## SET PROBLEM
Print the entire listing. Each line must match the original exactly.
____
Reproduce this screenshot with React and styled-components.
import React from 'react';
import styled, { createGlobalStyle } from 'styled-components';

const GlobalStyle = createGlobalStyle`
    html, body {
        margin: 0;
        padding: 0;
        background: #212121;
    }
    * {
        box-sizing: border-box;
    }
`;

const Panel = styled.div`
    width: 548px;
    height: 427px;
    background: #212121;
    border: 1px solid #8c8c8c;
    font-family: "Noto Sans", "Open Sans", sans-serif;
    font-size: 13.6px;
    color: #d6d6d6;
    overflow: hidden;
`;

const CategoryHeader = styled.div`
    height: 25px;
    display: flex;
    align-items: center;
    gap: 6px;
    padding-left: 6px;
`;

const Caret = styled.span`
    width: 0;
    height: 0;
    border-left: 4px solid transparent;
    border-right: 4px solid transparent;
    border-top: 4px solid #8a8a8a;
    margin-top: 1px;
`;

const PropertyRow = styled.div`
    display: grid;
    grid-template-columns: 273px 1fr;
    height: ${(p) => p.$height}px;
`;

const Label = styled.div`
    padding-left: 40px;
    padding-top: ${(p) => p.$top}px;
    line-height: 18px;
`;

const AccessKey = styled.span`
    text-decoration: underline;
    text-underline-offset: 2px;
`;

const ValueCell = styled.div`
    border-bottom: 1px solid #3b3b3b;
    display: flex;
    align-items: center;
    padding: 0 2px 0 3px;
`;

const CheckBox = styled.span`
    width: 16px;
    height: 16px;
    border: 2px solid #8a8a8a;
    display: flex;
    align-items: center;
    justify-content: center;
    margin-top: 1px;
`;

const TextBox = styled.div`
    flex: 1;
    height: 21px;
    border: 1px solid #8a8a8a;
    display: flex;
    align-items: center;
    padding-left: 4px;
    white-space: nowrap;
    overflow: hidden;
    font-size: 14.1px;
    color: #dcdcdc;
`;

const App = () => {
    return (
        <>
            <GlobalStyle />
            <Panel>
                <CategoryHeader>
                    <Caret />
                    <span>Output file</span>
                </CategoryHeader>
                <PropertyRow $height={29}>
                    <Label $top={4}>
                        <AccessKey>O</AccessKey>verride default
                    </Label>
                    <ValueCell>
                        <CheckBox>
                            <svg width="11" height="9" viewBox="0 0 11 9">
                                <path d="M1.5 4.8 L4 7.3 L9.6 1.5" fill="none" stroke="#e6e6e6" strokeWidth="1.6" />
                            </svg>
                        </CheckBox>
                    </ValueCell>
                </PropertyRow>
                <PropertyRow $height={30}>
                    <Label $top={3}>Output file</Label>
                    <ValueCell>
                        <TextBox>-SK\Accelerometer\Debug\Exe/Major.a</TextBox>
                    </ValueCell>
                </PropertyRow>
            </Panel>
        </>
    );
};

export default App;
____
## RESPONSE TO THE TASK
Reproduce this screenshot with React and styled-components.
import React from 'react';
import styled, { createGlobalStyle } from 'styled-components';

const GlobalStyle = createGlobalStyle`
    html, body {
        margin: 0;
        padding: 0;
        background: #212121;
    }
    * {
        box-sizing: border-box;
    }
`;

const Panel = styled.div`
    width: 548px;
    height: 427px;
    background: #212121;
    border: 1px solid #8c8c8c;
    font-family: "Noto Sans", "Open Sans", sans-serif;
    font-size: 13.6px;
    color: #d6d6d6;
    overflow: hidden;
`;

const CategoryHeader = styled.div`
    height: 25px;
    display: flex;
    align-items: center;
    gap: 6px;
    padding-left: 6px;
`;

const Caret = styled.span`
    width: 0;
    height: 0;
    border-left: 4px solid transparent;
    border-right: 4px solid transparent;
    border-top: 4px solid #8a8a8a;
    margin-top: 1px;
`;

const PropertyRow = styled.div`
    display: grid;
    grid-template-columns: 273px 1fr;
    height: ${(p) => p.$height}px;
`;

const Label = styled.div`
    padding-left: 40px;
    padding-top: ${(p) => p.$top}px;
    line-height: 18px;
`;

const AccessKey = styled.span`
    text-decoration: underline;
    text-underline-offset: 2px;
`;

const ValueCell = styled.div`
    border-bottom: 1px solid #3b3b3b;
    display: flex;
    align-items: center;
    padding: 0 2px 0 3px;
`;

const CheckBox = styled.span`
    width: 16px;
    height: 16px;
    border: 2px solid #8a8a8a;
    display: flex;
    align-items: center;
    justify-content: center;
    margin-top: 1px;
`;

const TextBox = styled.div`
    flex: 1;
    height: 21px;
    border: 1px solid #8a8a8a;
    display: flex;
    align-items: center;
    padding-left: 4px;
    white-space: nowrap;
    overflow: hidden;
    font-size: 14.1px;
    color: #dcdcdc;
`;

const App = () => {
    return (
        <>
            <GlobalStyle />
            <Panel>
                <CategoryHeader>
                    <Caret />
                    <span>Output file</span>
                </CategoryHeader>
                <PropertyRow $height={29}>
                    <Label $top={4}>
                        <AccessKey>O</AccessKey>verride default
                    </Label>
                    <ValueCell>
                        <CheckBox>
                            <svg width="11" height="9" viewBox="0 0 11 9">
                                <path d="M1.5 4.8 L4 7.3 L9.6 1.5" fill="none" stroke="#e6e6e6" strokeWidth="1.6" />
                            </svg>
                        </CheckBox>
                    </ValueCell>
                </PropertyRow>
                <PropertyRow $height={30}>
                    <Label $top={3}>Output file</Label>
                    <ValueCell>
                        <TextBox>-SK\Accelerometer\Debug\Exe/Major.a</TextBox>
                    </ValueCell>
                </PropertyRow>
            </Panel>
        </>
    );
};

export default App;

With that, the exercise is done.